The Obama Administration's upgraded centerpiece refinance relief program, known as HARP 2.0, continues to get mixed reviews from skittish lenders harping about risk.
In the latest survey of senior loan officers, the Federal Reserve Board said lenders fear they may have to take back too many loans even from the improved HARP (Home Affordable Refinance Program) and they voiced problems associated with private mortgage insurance and second liens, which can kill a HARP deal.
Only a third of senior loan officers from 58 domestic banks and 23 U.S. branches of foreign banks reported that they were actively soliciting HARP 2.0 applications and were satisfying most demand as it comes in.
In contrast, nearly half indicated that they had very little participation in HARP 2.0, according to the Fed's latest "Senior Loan Officer Opinion Survey on Bank Lending Practices."
Available until Dec. 31, 2013, HARP allows qualifying homeowners with Fannie Mae or Freddie Mac mortgages made prior to June 1, 2009 to refinance to better rates and terms.
HARP's most beneficial provision allows refinancing for underwater mortgages - where the homeowner owes more than the home is worth - no matter how far underwater the homeowner is submerged, again, provided the homeowner qualifies.
While the government has stepped up financial incentives to lure more lenders to the HARP table, the program is voluntary and lenders aren't bum rushing to write the loans.
In the senior officer loan survey, similar to it findings about tight credit, reported here last week , the Fed found lenders shrinking away from HARP. Along with the more than 47 percent not participating, another 22.6 percent weren't actively soliciting applications, but would consider applications that came in.
Among the approximate 53 percent participating on some level, a majority anticipated that 60 percent or more of applications would be approved and successfully completed.
When asked what factors contributed to a bank's willingness or ability to offer HARP refinances :
Nearly 60 percent said the risk that GSE's (Fannie Mae and Freddie Mac) might force them to take the mortgage back was either somewhat important, very important or the most important. Fannie and Freddie buy mortgages bundled as securities. If they find fraudulent or fudged information on the application form, appraisal or other loan documents, they can force the lender to buy back the loan.
According to U.S. Treasury's Financial Crimes Enforcement Network (FinCEN) recent mortgage fraud analysis, forced mortgage purchases related to fraud were largely responsible for a 31 percent increase in mortgage fraud reports in 2011, compared to 2010.
More than 57 percent said difficulty in transferring private mortgage insurance coverage was either somewhat important, very important or the most important.
Borrowers whose lender pays mortgage insurance cannot participate in HARP. The borrower typically pays for mortgage insurance, which protects the lenders from the borrower failing to pay the loan.

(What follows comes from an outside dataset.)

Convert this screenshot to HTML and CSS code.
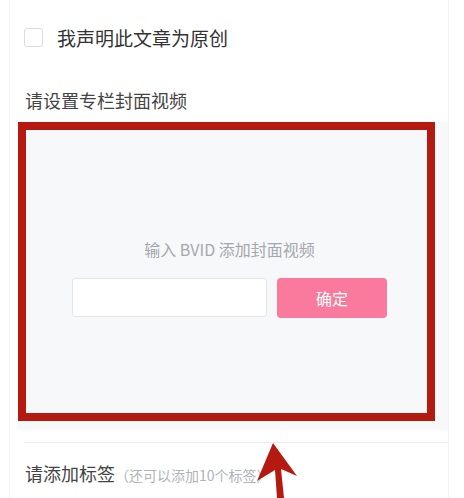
FILE: index.html
```html
<!DOCTYPE html>
<html lang="zh-CN">
<head>
    <meta charset="UTF-8">
    <meta name="viewport" content="width=device-width, initial-scale=1.0">
    <title>专栏设置</title>
    <link rel="stylesheet" href="styles.css">
</head>
<body>
    <div class="page">
        <label class="original-row">
            <span class="checkbox"></span>
            <span class="original-text">我声明此文章为原创</span>
        </label>

        <h2 class="section-title">请设置专栏封面视频</h2>

        <div class="cover-panel">
            <p class="cover-hint">输入 BVID 添加封面视频</p>
            <div class="cover-form">
                <input type="text" class="bvid-input">
                <button class="confirm-btn">确定</button>
            </div>
        </div>

        <div class="divider"></div>

        <h2 class="section-title tag-title">请添加标签<span class="tag-hint">（还可以添加10个标签）</span></h2>

        <div class="tag-row">
            <div class="tag-input"></div>
            <div class="tag-btn"></div>
        </div>
    </div>

    <!-- annotation overlays -->
    <div class="mark-box"></div>
    <svg class="mark-arrow" width="60" height="60" viewBox="0 0 60 60">
        <polygon points="23,0 7,38 25,27 27,55 34,55 31,26 47,33" fill="#b51a10"/>
    </svg>
</body>
</html>
```

FILE: styles.css
```css
body {
    margin: 0;
    background-color: #fff;
    font-family: "Noto Sans CJK SC", "Noto Sans", sans-serif;
    color: #333;
    overflow: hidden;
}
.page {
    margin-left: 9px;
    width: 438px;
    height: 498px;
    overflow: hidden;
    border-left: 1px solid #f2f2f2;
    border-right: 1px solid #f2f2f2;
}
.original-row {
    display: flex;
    align-items: center;
    padding-top: 28px;
    padding-left: 14px;
    height: 19px;
}
.checkbox {
    width: 17px;
    height: 17px;
    border: 1px solid #dcdcdc;
    border-radius: 3px;
    background-color: #fff;
}
.original-text {
    margin-left: 14px;
    font-size: 19px;
    line-height: 19px;
    color: #333;
}
.section-title {
    margin: 43px 0 0 15px;
    font-size: 18px;
    font-weight: normal;
    line-height: 20px;
    color: #444;
}
.cover-panel {
    margin: 12px 0 0 8px;
    width: 430px;
    height: 308px;
    box-sizing: border-box;
    padding-top: 117px;
    padding-right: 7px;
    background-color: #f7f8fa;
    display: flex;
    flex-direction: column;
    align-items: center;
}
.cover-hint {
    margin: 0;
    font-size: 16px;
    line-height: 20px;
    color: #a4a8ad;
}
.cover-form {
    display: flex;
    gap: 10px;
    margin-top: 19px;
}
.bvid-input {
    width: 195px;
    height: 39px;
    box-sizing: border-box;
    border: 1px solid #e6e6e6;
    border-radius: 3px;
    background-color: #fff;
    outline: none;
}
.confirm-btn {
    width: 110px;
    height: 40px;
    border: none;
    border-radius: 4px;
    background-color: #f97a9c;
    color: #fff;
    font-family: inherit;
    font-size: 16px;
}
.divider {
    margin: 12px 0 0 14px;
    height: 1px;
    background-color: #ececec;
}
.tag-title {
    margin-top: 18px;
    line-height: 24px;
}
.tag-hint {
    font-size: 14px;
    color: #b0b3b8;
}
.tag-row {
    display: flex;
    margin-top: 13px;
}
.tag-input {
    margin-left: 23px;
    width: 280px;
    height: 36px;
    box-sizing: border-box;
    border: 1px solid #e3e3e3;
    border-radius: 18px;
}
.tag-btn {
    margin-left: 37px;
    width: 78px;
    height: 36px;
    border-radius: 18px;
    background-color: #f97a9c;
}
.mark-box {
    position: absolute;
    left: 18px;
    top: 122px;
    width: 401px;
    height: 283px;
    border: 8px solid #b51a10;
}
.mark-arrow {
    position: absolute;
    left: 250px;
    top: 443px;
}
```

However, even if the borrower is paying the insurance, getting a new policy isn't easy. In the past year or so, governing states wrested control of operations of two major mortgage insurance operations. With fewer companies and greater market risk, some borrowers have been priced out or underwritten out of the market.

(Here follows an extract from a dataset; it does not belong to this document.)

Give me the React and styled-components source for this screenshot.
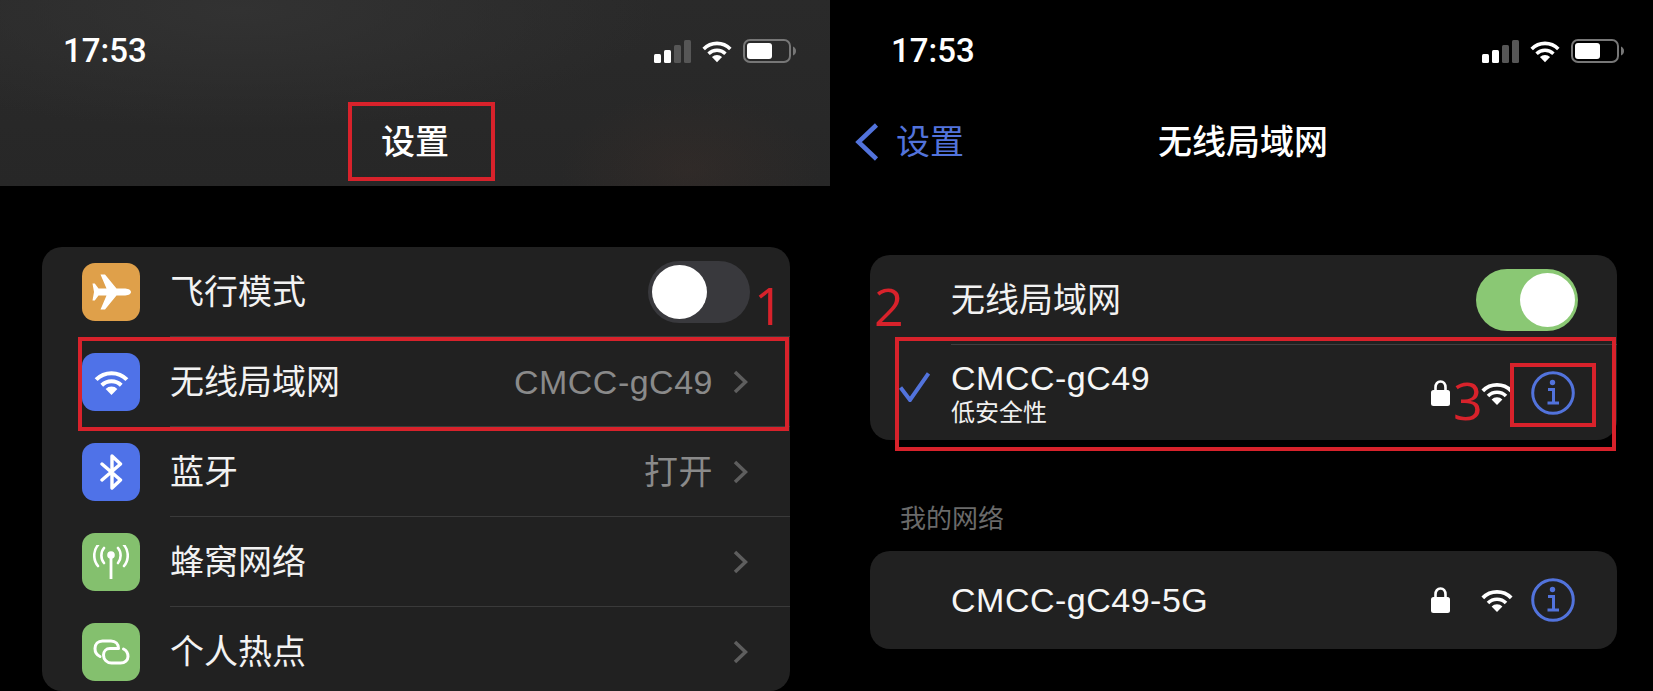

Also more than 57 percent said having a tough time obtaining re-subordination of a known second lien was either somewhat important, very important or the most important factor contributing to a bank's willingness or ability to offer HARP loans.
Re-subordination occurs when a homeowner wants to refinance a primary mortgage and keep the existing second mortgage in place. That could be difficult if the first is with one lender and the second with another. If the second doesn't give in, the first might consider the outside debt burden too risky - for both the lender and the borrower.
Sen. Robert Menendez (D-NJ) and Sen. Barbara Boxer (D-CA) were scheduled last week to introduce Responsible Homeowners Refinancing Act of 2012 , legislation designed to give still more homeowners a shot at a HARP refinance and address lenders concerns.
Senior loan officers were also asked about their bank's willingness or ability to refinance non-HARP underwater loans, even for those who have been current on their existing mortgages for at least 12 months - on of HARP's requirements.
Nearly 51 percent said they were doing very few such refinances and about 38 percent said they weren't trying to attract customers but were satisfying borrowers who applied.
Only 6 percent of the 53 banks that responded to the question said they were actively soliciting non-HARP refinances.